Practical Next Steps

Is North Vancouver or West Vancouver better for buyers?

Neither is universally better. North Vancouver usually fits buyers who want more housing variety, stronger transit access, and more urban convenience. West Vancouver usually fits buyers who want quieter residential streets, larger properties, views, and a more exclusive setting. The right answer depends on budget, commute, schools, property type, and how much walkability matters.

Is West Vancouver more expensive than North Vancouver?

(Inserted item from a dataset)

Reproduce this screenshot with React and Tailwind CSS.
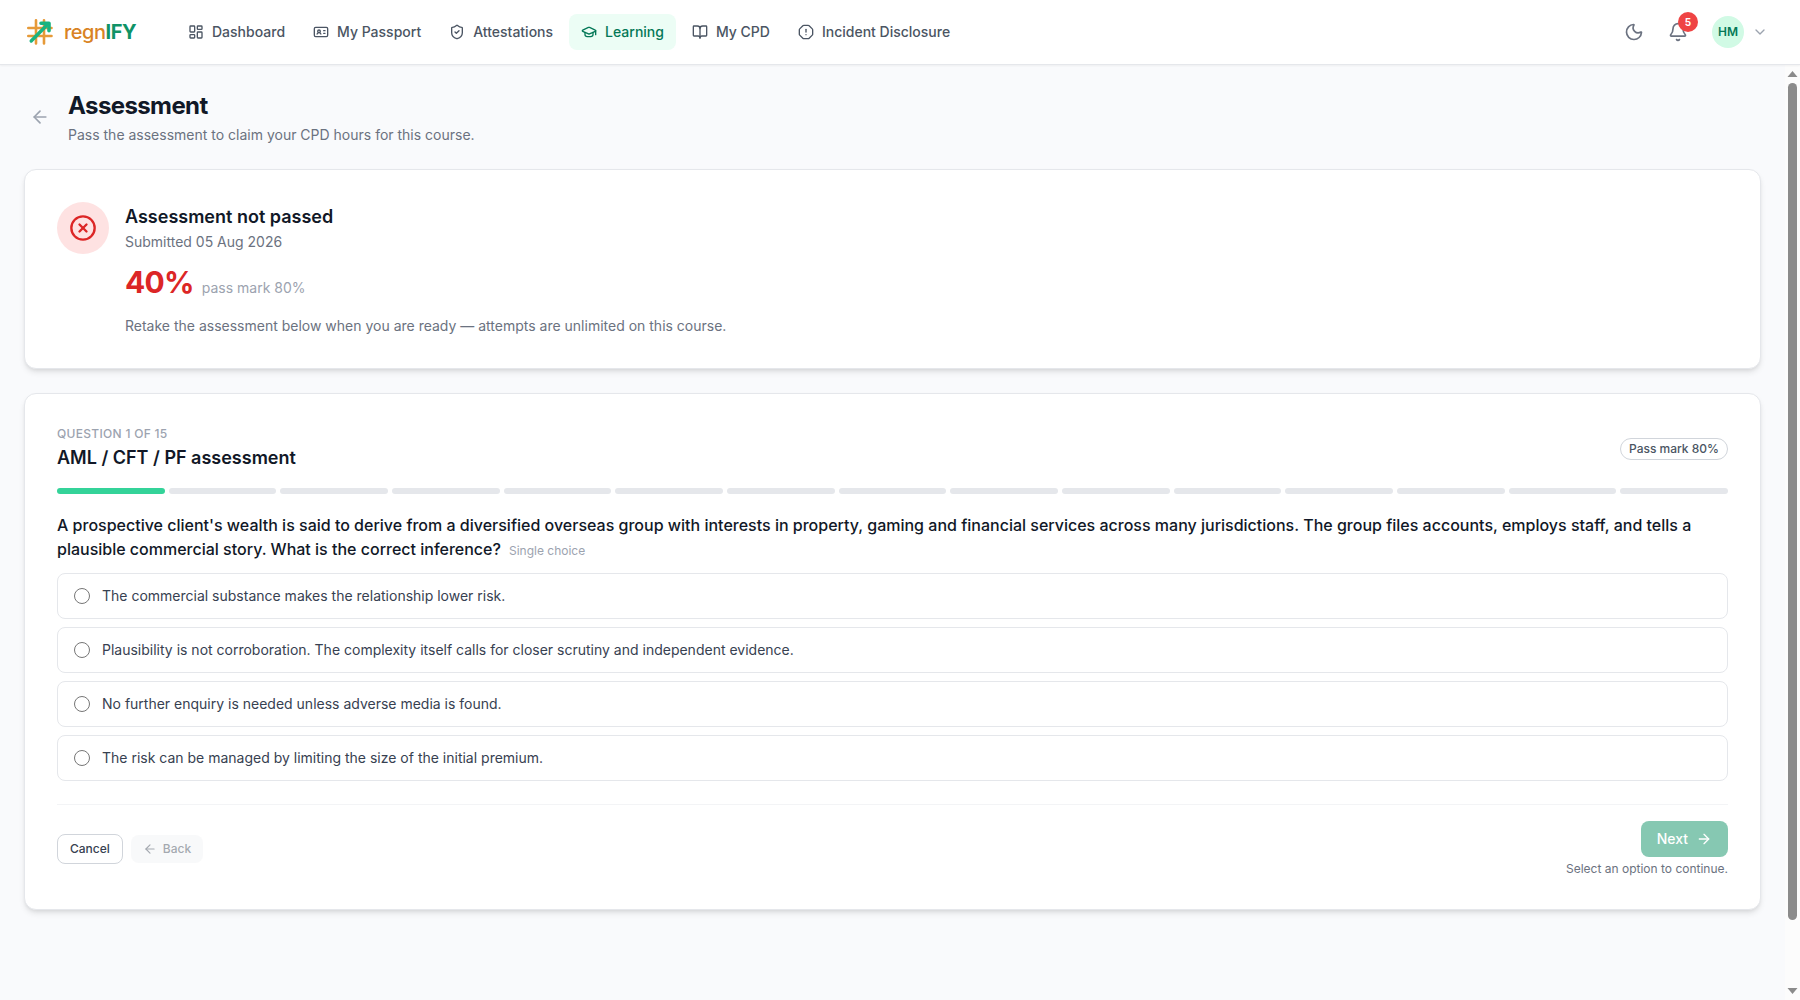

West Vancouver is generally the more expensive market, especially for detached homes, view properties, and larger-lot neighbourhoods. North Vancouver usually offers a broader range of entry points because it has more condo, townhome, and mixed-density neighbourhoods. Specific buildings and streets can differ materially, so compare real active and recent comparable properties before deciding.

Which is better for commuting to downtown Vancouver?

For many downtown commuters, Lower Lonsdale and Central Lonsdale in North Vancouver have the strongest transit case because of the SeaBus. West Vancouver can work well by car, especially from Ambleside or Dundarave, but it relies more heavily on bridge traffic. The best answer depends on exact address, work location, and whether you can commute outside peak hours.

Which is better for families?

Both can work very well for families. North Vancouver often gives families more choice across townhomes, detached homes, trail-oriented neighbourhoods, and village centres. West Vancouver often appeals to families prioritizing larger properties, quieter streets, views, and a more residential pace. School catchments should be verified for each specific address.

Should I search both North Vancouver and West Vancouver at the same time?

Yes, if you are still defining the brief. A focused comparison across both municipalities can quickly show whether your budget buys the lifestyle you want. Once the trade-off is clear, narrow the search so you are not comparing every new listing against incompatible priorities.